ICT sector contribution to the economy estimated to reach close to €3 billion in 2022

The technology sector’s (ICT) contribution to the Cypriot economy is estimated to reach €3 billion this year boosting the diversification and the resilience of the Cypriot economy.

According to the latest data more than 1,200 foreign companies, mainly in the field of technology, began operations in Cyprus through the Ministry of Commerce’s Business Facilitation Unit, while 9,800 job permits have been issued to foreign specialised personnel, something which boosted investments and domestic consumption and consequently GDP growth.

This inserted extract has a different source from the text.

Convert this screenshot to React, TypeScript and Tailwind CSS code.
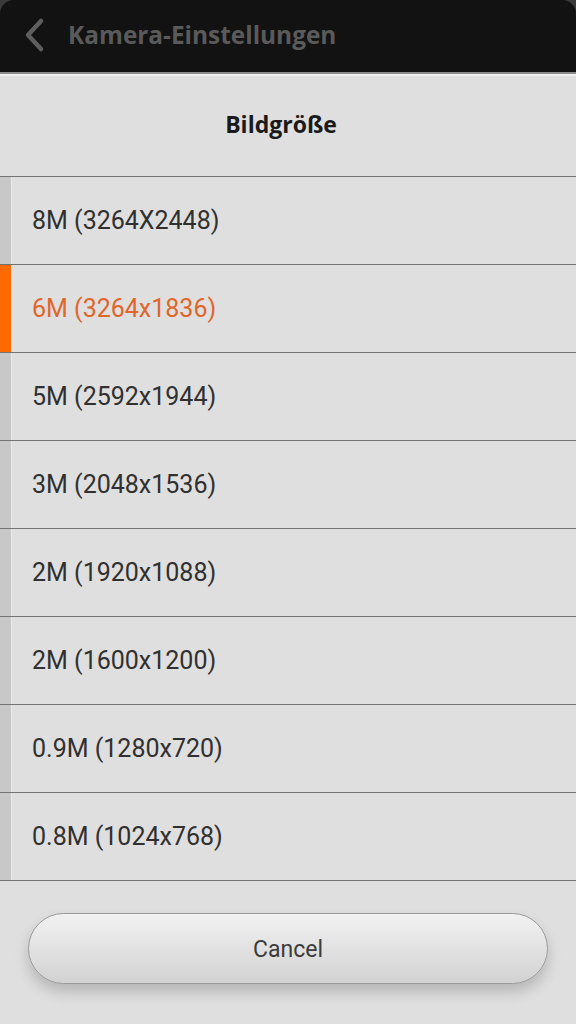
import React from "react";

const items = [
  "8M (3264X2448)",
  "6M (3264x1836)",
  "5M (2592x1944)",
  "3M (2048x1536)",
  "2M (1920x1088)",
  "2M (1600x1200)",
  "0.9M (1280x720)",
  "0.8M (1024x768)",
];

export default function App() {
  return (
    <div className="w-[576px] h-[1024px] bg-[#dfdfdf] flex flex-col overflow-hidden" style={{ fontFamily: "Roboto, 'Liberation Sans', sans-serif" }}>
      <div className="bg-[#3a3a3a]">
        <div className="h-[72px] bg-[#121212] rounded-t-[14px] flex items-center">
          <svg width="24" height="36" viewBox="0 0 24 36" className="ml-[22px] -mt-[2px]">
            <path d="M19 4 L6 18 L19 32" fill="none" stroke="#5e5e5e" strokeWidth="4.5" strokeLinecap="round" strokeLinejoin="round" />
          </svg>
          <span className="ml-[22px] text-[24.4px] font-bold text-[#5a5a5a] -mt-[2px]" style={{ fontFamily: "'Open Sans', 'Noto Sans', sans-serif" }}>
            Kamera-Einstellungen
          </span>
        </div>
      </div>
      <div className="h-[2px] bg-[#8c8c8c]" />
      <div className="h-[2px] bg-[#f0f0f0]" />
      <div className="h-[101px] flex items-center justify-center border-b border-[#737373]">
        <span className="text-[23px] font-bold text-[#1a1a1a] -mt-[3px] mr-[14px]" style={{ fontFamily: "'Open Sans', 'Noto Sans', sans-serif" }}>
          Bildgröße
        </span>
      </div>
      <div className="flex flex-col">
        {items.map((t, i) => {
          const sel = i === 1;
          return (
            <div key={i} className="h-[88px] flex border-b border-[#737373]">
              <div className={`w-[11px] ${sel ? "bg-[#ff6a00]" : "bg-[#c8c8c8]"}`} />
              <div className="w-[1px] bg-[#eaeaea]" />
              <div className={`flex items-center pl-[20px] pt-[1px] text-[25px] ${sel ? "text-[#e0662a]" : "text-[#303030]"}`}>
                {t}
              </div>
            </div>
          );
        })}
      </div>
      <div className="flex-1 flex items-start justify-center pt-[32px]">
        <div
          className="w-[520px] h-[71px] rounded-full border border-[#9a9a9a] flex items-center justify-center pt-[3px] text-[23px] text-[#3c3c3c] bg-gradient-to-b from-[#f2f2f2] to-[#d2d2d2]"
          style={{ boxShadow: "0 8px 14px rgba(0,0,0,0.18)" }}
        >
          Cancel
        </div>
      </div>
    </div>
  );
}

The strong growth in the ICT sector in Cyprus has been acknowledged by the European Commission which has upgraded its projection for GDP growth this year by 2.4% to 5.6%. “This is due to higher-than-expected growth in the second quarter of the year, the better-than-expected performance of tourism, as well as the impact of the expanding ICT sector,” the Commission said in its latets post-programme surveillance report.

In statements to CNA, Evgenios Evgeniou, Chairman of the Cyprus Investment Promotion Agency (Invest Cyprus) highlighted the importance of the ICT sector for Cyprus, as apart from its contribution to the economy, the sector contributes decisively in the diversification of the country’s growth model and in the reduction of the trade deficit.

According to data the ICT sector’s contribution is estimated to amount close to €3 billion this year, marking an annual increase of 58% compared to €1.9 billion in 2021. Although the ICT sector includes local telecommunication companies, the increase over €1 billion, amid growing uncertainty due to the war in Ukraine is largely attributed to the attraction of foreign tech companies and specialised staff to Cyprus.

Cyprus implemented a plan to attract foreign technology companies and talent, involving an incentives scheme tabled by the Ministry of Finance, which has been by approved the parliament and are implemented by Invest Cyprus, the Ministry of Commerce, the Ministry of the Interior and the Deputy Ministry for Research, Innovation and Digital Policy.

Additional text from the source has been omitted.